Algorithmic Contest Analysis: Range Queries, Grid Optimization, and Combinatorics
Contest Overview
Misreading the first problem caused a 20-minute delay. The second problem presented a psychological barrier despite being solvable for partial points. Skipping the third problem's statement cost easy points, while the fourth problem failed due to inefficient modular inverse preprocessing—using fast exponentiation in a loop instead of linear backward computation.
Problem 1: Haybale Feast
To find the minimum maximum spiciness in a subarray where the sum of flavors meets a threshold, we can combine two techniques. A Sparse Table efficiently handles Range Maximum Queries for the spiciness values.
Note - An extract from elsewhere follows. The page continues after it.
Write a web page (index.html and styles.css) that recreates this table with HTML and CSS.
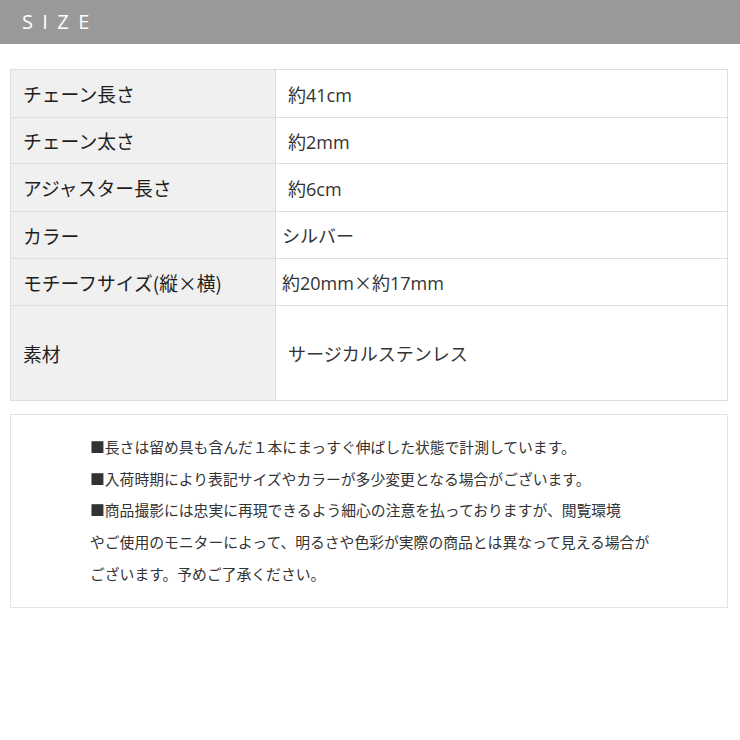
FILE: index.html
```html
<!DOCTYPE html>
<html lang="ja">

<head>
    <meta charset="utf-8">
    <title>SIZE</title>
    <link rel="stylesheet" href="styles.css">
</head>

<body>
    <div class="heading">SIZE</div>

    <table class="spec">
        <tr class="wide">
            <th>チェーン長さ</th>
            <td class="indent">約41cm</td>
        </tr>
        <tr class="short">
            <th>チェーン太さ</th>
            <td class="indent">約2mm</td>
        </tr>
        <tr class="wide">
            <th>アジャスター長さ</th>
            <td class="indent">約6cm</td>
        </tr>
        <tr>
            <th>カラー</th>
            <td>シルバー</td>
        </tr>
        <tr>
            <th>モチーフサイズ(縦×横)</th>
            <td>約20mm<span class="cross">×</span>約17mm</td>
        </tr>
        <tr class="tall">
            <th>素材</th>
            <td class="indent">サージカルステンレス</td>
        </tr>
    </table>

    <div class="notes">
        <p>■長さは留め具も含んだ１本にまっすぐ伸ばした状態で計測しています。</p>
        <p>■入荷時期により表記サイズやカラーが多少変更となる場合がございます。</p>
        <p>■商品撮影には忠実に再現できるよう細心の注意を払っておりますが、閲覧環境<br>やご使用のモニターによって、明るさや色彩が実際の商品とは異なって見える場合が<br>ございます。予めご了承ください。</p>
    </div>
</body>

</html>
```

FILE: styles.css
```css
:root {
    --head-bg: #999999;
    --cell-bg: #f0f0f0;
    --line: #dddddd;
    --text: #333333;
}

body {
    margin: 0;
    background: #ffffff;
    color: var(--text);
    font-family: "Open Sans", "Noto Sans CJK JP", sans-serif;
}

.heading {
    height: 44px;
    line-height: 44px;
    padding-left: 22px;
    background: var(--head-bg);
    color: #ffffff;
    font-size: 20px;
    letter-spacing: 9.4px;
}

.spec {
    width: 718px;
    margin: 25px 0 0 10px;
    border-collapse: collapse;
    font-size: 18px;
}

.spec tr {
    height: 47px;
}

.spec tr.wide {
    height: 48px;
}

.spec tr.short {
    height: 46px;
}

.spec tr.tall {
    height: 95px;
}

.spec th,
.spec td {
    border: 1px solid var(--line);
    padding: 0 12px;
    font-weight: normal;
    text-align: left;
    vertical-align: middle;
}

.spec th {
    width: 240px;
    background: var(--cell-bg);
    color: #1e1e1e;
    font-family: "Noto Sans CJK JP", sans-serif;
    font-size: 18.8px;
}

.spec td {
    padding-left: 6px;
}

.spec td.indent {
    padding-left: 12px;
}

.spec .cross {
    font-family: "Noto Sans CJK JP", sans-serif;
}

.notes {
    margin: 13px 12px 0 10px;
    padding: 16px 0 17px 79px;
    border: 1px solid #e3e3e3;
    font-family: "Noto Sans CJK JP", sans-serif;
    font-size: 14.8px;
    line-height: 31.7px;
}

.notes p {
    margin: 0;
}
```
Coupling this with a two-pointer approach allows sliding the window to find the contiguous segment satisfying the flavor sum constraint in O(n) time.
#include <iostream>
#include <vector>
#include <cmath>
#include <algorithm>
using namespace std;
using ll = long long;
int main() {
int n; ll m;
cin >> n >> m;
vector<ll> flavor(n + 1), spice(n + 1);
vector<vector<ll>> sparseTable(n + 1, vector<ll>(20));
for (int i = 1; i <= n; i++) {
cin >> flavor[i] >> spice[i];
sparseTable[i][0] = spice[i];
}
int maxLog = log2(n) + 1;
for (int j = 1; j < maxLog; j++)
for (int i = 1; i + (1 << j) - 1 <= n; i++)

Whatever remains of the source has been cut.